§ Supplied material:
╔══
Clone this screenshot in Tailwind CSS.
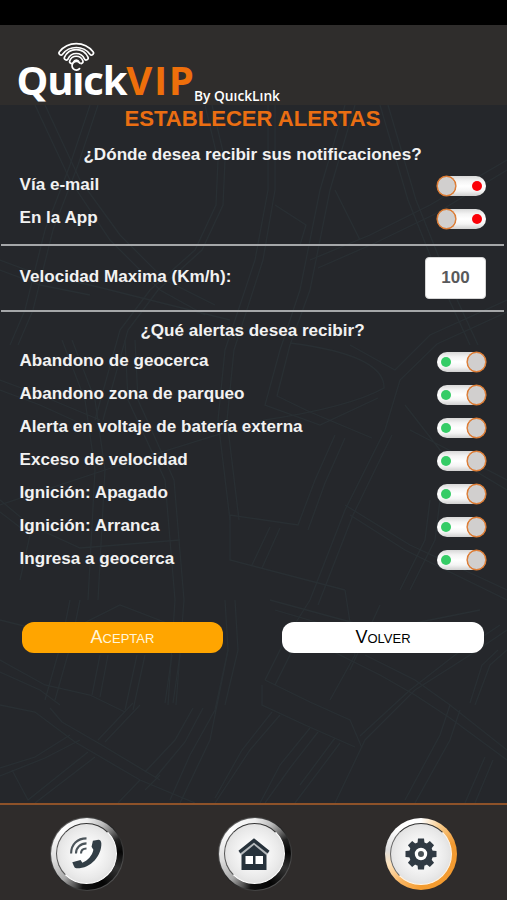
<!DOCTYPE html>
<html lang="es">
<head>
    <meta charset="UTF-8">
    <meta name="viewport" content="width=device-width, initial-scale=1.0">
    <title>Establecer Alertas</title>
    <script src="https://cdn.jsdelivr.net/npm/@tailwindcss/browser@4"></script>
</head>

<body class="bg-black font-['Liberation_Sans',Arial,sans-serif]">
<div class="w-[507px] h-[900px] flex flex-col overflow-hidden">

    <!-- status bar -->
    <div class="h-[25px] bg-black shrink-0"></div>

    <!-- header -->
    <header class="relative z-10 h-[80px] bg-[#2f2d2c] shrink-0">
        <svg class="overflow-visible" width="300" height="80" viewBox="0 25 300 80" role="img" aria-label="QuickVIP">
            <g fill="none" stroke="#fff" stroke-linecap="round">
                <g stroke-width="5.600">
                    <path d="M61 53A19.300 19.300 0 0 1 91.500 53"/>
                    <path d="M66.300 58A10.900 10.900 0 0 1 86.200 58"/>
                    <path d="M71.600 61.500A5 5 0 0 1 81 61.500"/>
                </g>
                <g stroke="#2f2d2c" stroke-width="2.300">
                    <path d="M61 53A19.300 19.300 0 0 1 91.500 53"/>
                    <path d="M66.300 58A10.900 10.900 0 0 1 86.200 58"/>
                    <path d="M71.600 61.500A5 5 0 0 1 81 61.500"/>
                </g>
                <circle cx="76.300" cy="65.800" r="4.500" fill="#2f2d2c" stroke="none"/>
                <path d="M79.600 63A4.300 4.300 0 1 0 79.600 68.600" stroke-width="1.700"/>
            </g>
            <text x="16.500" y="95" fill="#fff" font-family="Open Sans, sans-serif" font-weight="700" font-size="40" textLength="179" lengthAdjust="spacingAndGlyphs"><tspan class="tracking-[-1.2px]">Quıck</tspan><tspan class="tracking-[1.6px]" fill="#ee6f0b">VIP</tspan></text>
            <text x="194" y="101" fill="#fff" font-family="Open Sans, sans-serif" font-weight="600" font-size="14" textLength="86" lengthAdjust="spacingAndGlyphs">By QuıckLınk</text>
        </svg>
    </header>

    <main class="relative h-[698px] shrink-0 bg-[#25272b] text-[#f2f2f2]">

        <!-- street map behind the form -->
        <svg class="absolute inset-0" width="507" height="698" viewBox="0 105 507 698" fill="none" stroke="#292f33" stroke-width="1.300">
            <path d="M35 105L70 180 110 240 160 290 205 315M45 105L80 180 120 235 165 280 215 305"/>
            <path d="M90 105L70 165 45 230 25 310 10 345M98 105L78 165 53 230 33 310 18 345"/>
            <path d="M205 105L218 160 216 205 195 250 150 290 120 330 95 420M212 105L225 160 223 205 202 250 158 290 128 330 103 420"/>
            <path d="M268 105V190L255 260 225 350 218 420 230 520M275 105V190L263 260 234 350 227 420 239 520"/>
            <path d="M345 105L320 190 300 290 280 350 265 405 320 425 378 398M355 105L330 190 310 290 290 345 277 396 310 412 372 438"/>
            <path d="M380 105L408 200 440 280 470 345M388 105L416 200 448 280 478 345"/>
            <path d="M507 160L430 205 370 235 310 260M507 170L435 214 375 243 318 268"/>
            <path d="M275 205L306 225 300 245M335 190L360 240"/>
            <path d="M0 260L40 275 90 285 150 300 230 320M0 270L40 285 90 295"/>
            <path d="M507 300L430 335 395 370 350 345M507 312L437 344 400 380 385 430 345 510 310 600M392 435L353 515 318 605"/>
            <path d="M290 343Q385 355 384 388Q350 407 265 420 L120 465 0 505"/>
            <path d="M0 380L40 395 100 420M0 390L40 405 95 430M62 340L85 400 95 470 88 600M72 340L95 400 105 470 98 600"/>
            <path d="M125 340L128 400 165 480 175 600 168 705M135 340L138 400 174 480 184 600 176 705"/>
            <path d="M335 435L315 480 298 525 230 515V560L345 590M345 438L325 483 308 530M270 527L252 565M280 528L262 568"/>
            <path d="M345 505L410 545 507 590M350 515L405 550 507 600M430 500L425 540 400 590M440 500L435 540 410 590"/>
            <path d="M0 500L30 525 80 548 180 540M0 512L30 535 20 580M410 430L507 480M405 405L440 450 507 490"/>
            <path d="M70 600L62 640 45 700M80 600L72 640 55 700M0 620L60 635 120 605 185 630M0 660L45 685 90 695 125 712M0 672L40 690 60 705"/>
            <path d="M100 655L92 695M108 655L100 697M137 655L125 710M145 655L133 710M172 655L165 703M180 655L173 703M225 600L228 650 215 710M235 600L238 650 225 705"/>
            <path d="M0 705L35 712 75 742 140 780 195 803M50 708L62 722 100 744 160 780M140 705L105 742M133 703L98 740"/>
            <path d="M0 768L35 757 70 735M0 776L45 758 80 740M12 770L28 800 88 752M35 803L95 757M140 780L118 803M160 775L145 790"/>
            <path d="M193 708L175 740 145 772M203 708L185 742 155 778M215 710L190 755 170 800M228 650L210 740 180 803"/>
            <path d="M280 715L250 750 215 803M272 712L242 750 215 798M310 728L280 765 260 803M318 732L290 768 265 803M335 738L300 785M340 743L295 803"/>
            <path d="M265 680L310 702 350 720 362 748M262 685V705L305 725 355 747M265 680L285 640 310 600M295 645L275 685"/>
            <path d="M507 630L470 655 415 690 365 740 335 803M500 625L455 655 410 690 360 736M345 590L355 655 330 700M380 605L350 670"/>
            <path d="M330 650L380 675 415 695 450 718 507 760M365 655L415 680 450 705 507 750M450 705L440 735 405 800M460 710L450 740 415 803M485 757L465 803M493 760L475 803"/>
            <path d="M507 650L490 665 475 705M498 650L482 665 470 703M270 600L380 630 480 610M275 610L370 638"/>
        </svg>

        <form class="relative flex flex-col" onsubmit="return false">
            <h1 class="h-[28px] leading-[28px] pr-[2px] text-center text-[22.1px] font-bold text-[#ea6e12]">ESTABLECER ALERTAS</h1>
            <h2 class="h-[35px] pt-[4px] pr-[2px] leading-[35px] text-center text-[17.1px] font-bold">¿Dónde desea recibir sus notificaciones?</h2>
            <div id="channels"></div>

            <div class="h-[2px] mt-[10px] ml-px mr-[3px] bg-[#a5a7a9]"></div>

            <div class="h-[64px] flex justify-between items-center pl-[19.5px] pr-[21px]">
                <label for="speed" class="text-[17.1px] font-bold -mt-[3px]">Velocidad Maxima (Km/h):</label>
                <input id="speed" type="text" value="100" class="w-[61px] h-[42px] -mt-px rounded-[4px] bg-white border border-[#d5d5d5] text-center text-[17px] font-bold text-[#58595b]">
            </div>

            <div class="h-[2px] ml-px mr-[3px] bg-[#a5a7a9]"></div>

            <h2 class="h-[32px] pt-[2px] pr-[2px] leading-[33px] text-center text-[17.1px] font-bold">¿Qué alertas desea recibir?</h2>
            <div id="alerts"></div>

            <div class="flex justify-between mt-[47px] pl-[22px] pr-[23px]">
                <button class="w-[201px] h-[31px] rounded-[12px] bg-[#ffa500] text-[#fff6dc] text-[18px] [font-variant:small-caps]">Aceptar</button>
                <button class="w-[202px] h-[31px] rounded-[12px] bg-white text-black text-[18px] [font-variant:small-caps]">Volver</button>
            </div>
        </form>
    </main>

    <footer class="h-[97px] shrink-0 bg-[#2f2c2b] border-t-2 border-[#8e5229] flex justify-between px-[50px] pt-[12px]">

        <!-- phone -->
        <a href="#" class="w-[74px] h-[74px] rounded-full p-px bg-[linear-gradient(135deg,#777,#222_50%,#666)]">
            <div class="w-[72px] h-[72px] rounded-full p-[5px] bg-[conic-gradient(from_0deg,#eee,#bbb_8%,#777_13%,#222_18%,#050505_24%,#333_32%,#050505_42%,#111_52%,#555_56%,#aaa_62%,#ddd_72%,#fff_87%,#eee)]">
                <div class="w-[61px] h-[61px] rounded-full border-[1.5px] border-t-[#333] border-l-[#555] border-r-white border-b-white bg-[radial-gradient(circle,#fff_15%,#e9e9e9_60%,#cfcfcf)] flex items-center justify-center">
                    <svg width="33" height="33" viewBox="0 0 36 36">
                        <path d="M25 4L31 3Q34 3.300 34.200 7C34.500 20 23 34.500 7 34.200Q5 34 4.200 31.500L2.500 27.500L11.500 25L13.500 28C19 26.500 24.500 20 25.500 14L23.500 10.500Z" fill="#323e46"/>
                        <g fill="none" stroke="#4b545a" stroke-width="2.300">
                            <path d="M1.200 18C1.200 8 8 1.500 18 1.500"/>
                            <path d="M6.500 18C6.500 11.500 11.500 7 18 7"/>
                            <path d="M12 18C12 14.500 14.500 12.500 18 12.500"/>
                        </g>
                    </svg>
                </div>
            </div>
        </a>

        <!-- home -->
        <a href="#" class="w-[74px] h-[74px] rounded-full p-px bg-[linear-gradient(135deg,#777,#222_50%,#666)]">
            <div class="w-[72px] h-[72px] rounded-full p-[5px] bg-[conic-gradient(from_0deg,#eee,#bbb_8%,#777_13%,#222_18%,#050505_24%,#333_32%,#050505_42%,#111_52%,#555_56%,#aaa_62%,#ddd_72%,#fff_87%,#eee)]">
                <div class="w-[61px] h-[61px] rounded-full border-[1.5px] border-t-[#333] border-l-[#555] border-r-white border-b-white bg-[radial-gradient(circle,#fff_15%,#e9e9e9_60%,#cfcfcf)] flex items-center justify-center">
                    <svg width="32" height="34" viewBox="0 0 32 34">
                        <path d="M3.500 15L16 6L28.500 15V33H3.500Z" fill="#27323b"/>
                        <path d="M2 16.500L16 5L30 16.500" fill="none" stroke="#b5b9bc" stroke-width="4.500"/>
                        <path d="M1.500 15L16 3.500L30.500 15" fill="none" stroke="#27323b" stroke-width="3.400"/>
                        <path d="M7.500 19H15V27H7.500ZM17.500 19H25V27H17.500Z" fill="#fff"/>
                    </svg>
                </div>
            </div>
        </a>

        <!-- settings, current page -->
        <a href="#" class="w-[72px] h-[74px] pt-px">
            <div class="w-[72px] h-[72px] rounded-full p-[5px] bg-[conic-gradient(from_0deg,#fff,#f7c988_10%,#f19a32_20%,#f49c2f_50%,#f9b562_60%,#fde3bd_70%,#ddd_77%,#fff_88%,#fff)]">
                <div class="w-[62px] h-[62px] rounded-full border-[1.5px] border-t-[#333] border-l-[#666] border-r-[#fff6e8] border-b-[#fff6e8] bg-[radial-gradient(circle,#fff_15%,#e9e9e9_60%,#cfcfcf)] flex items-center justify-center">
                    <svg width="32" height="32" viewBox="-16 -16 32 32">
                        <g fill="#303a43">
                            <circle r="12"/>
                            <path id="tooth" d="M-3.600 -10L-3 -15.500H3L3.600 -10Z"/>
                            <use href="#tooth" transform="rotate(45)"/>
                            <use href="#tooth" transform="rotate(90)"/>
                            <use href="#tooth" transform="rotate(135)"/>
                            <use href="#tooth" transform="rotate(180)"/>
                            <use href="#tooth" transform="rotate(225)"/>
                            <use href="#tooth" transform="rotate(270)"/>
                            <use href="#tooth" transform="rotate(315)"/>
                        </g>
                        <circle r="4.600" fill="#4a5257" stroke="#fff" stroke-width="3.200"/>
                    </svg>
                </div>
            </div>
        </a>
    </footer>
</div>

<script>
    const channels = [
        { name: "Vía e-mail", on: false },
        { name: "En la App", on: false }
    ];

    const alerts = [
        { name: "Abandono de geocerca", on: true },
        { name: "Abandono zona de parqueo", on: true },
        { name: "Alerta en voltaje de batería externa", on: true },
        { name: "Exceso de velocidad", on: true },
        { name: "Ignición: Apagado", on: true },
        { name: "Ignición: Arranca", on: true },
        { name: "Ingresa a geocerca", on: true }
    ];

    const knob = `<span class="w-[19px] h-[20px] rounded-full bg-[#d1cfce] border-[1.5px] border-[#dd7b32] shadow-[0_0_0_0.5px_#dd7b32]"></span>`;
    const greenDot = `<span class="w-[10px] h-[10px] ml-[4px] rounded-full bg-[#35cc66]"></span>`;
    const redDot = `<span class="w-[10px] h-[10px] mr-[4px] rounded-full bg-[#fb0007]"></span>`;

    function renderRows(id, rows) {
        document.getElementById(id).innerHTML = rows.map(row => `
            <div class="h-[33px] flex justify-between items-center pl-[19.5px] pr-[21px]">
                <span class="text-[17.1px] font-bold">${row.name}</span>
                <button type="button" class="w-[49px] h-[20px] mt-[3px] rounded-full flex justify-between items-center bg-[linear-gradient(#d8d8d8,#f4f4f4_25%,#fff_50%,#f4f4f4_75%,#d0d0d0)]">
                    ${row.on ? greenDot + knob : knob + redDot}
                </button>
            </div>
        `).join("");
    }

    renderRows("channels", channels);
    renderRows("alerts", alerts);
</script>
</body>
</html>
╚══
§ Task to carry out: Repeat the listing above exactly from its first line to the line containing "h-[900px] flex flex-col", both included, and omit the pictures.

§ Exercise response:
Clone this screenshot in Tailwind CSS.
<!DOCTYPE html>
<html lang="es">
<head>
    <meta charset="UTF-8">
    <meta name="viewport" content="width=device-width, initial-scale=1.0">
    <title>Establecer Alertas</title>
    <script src="https://cdn.jsdelivr.net/npm/@tailwindcss/browser@4"></script>
</head>

<body class="bg-black font-['Liberation_Sans',Arial,sans-serif]">
<div class="w-[507px] h-[900px] flex flex-col overflow-hidden">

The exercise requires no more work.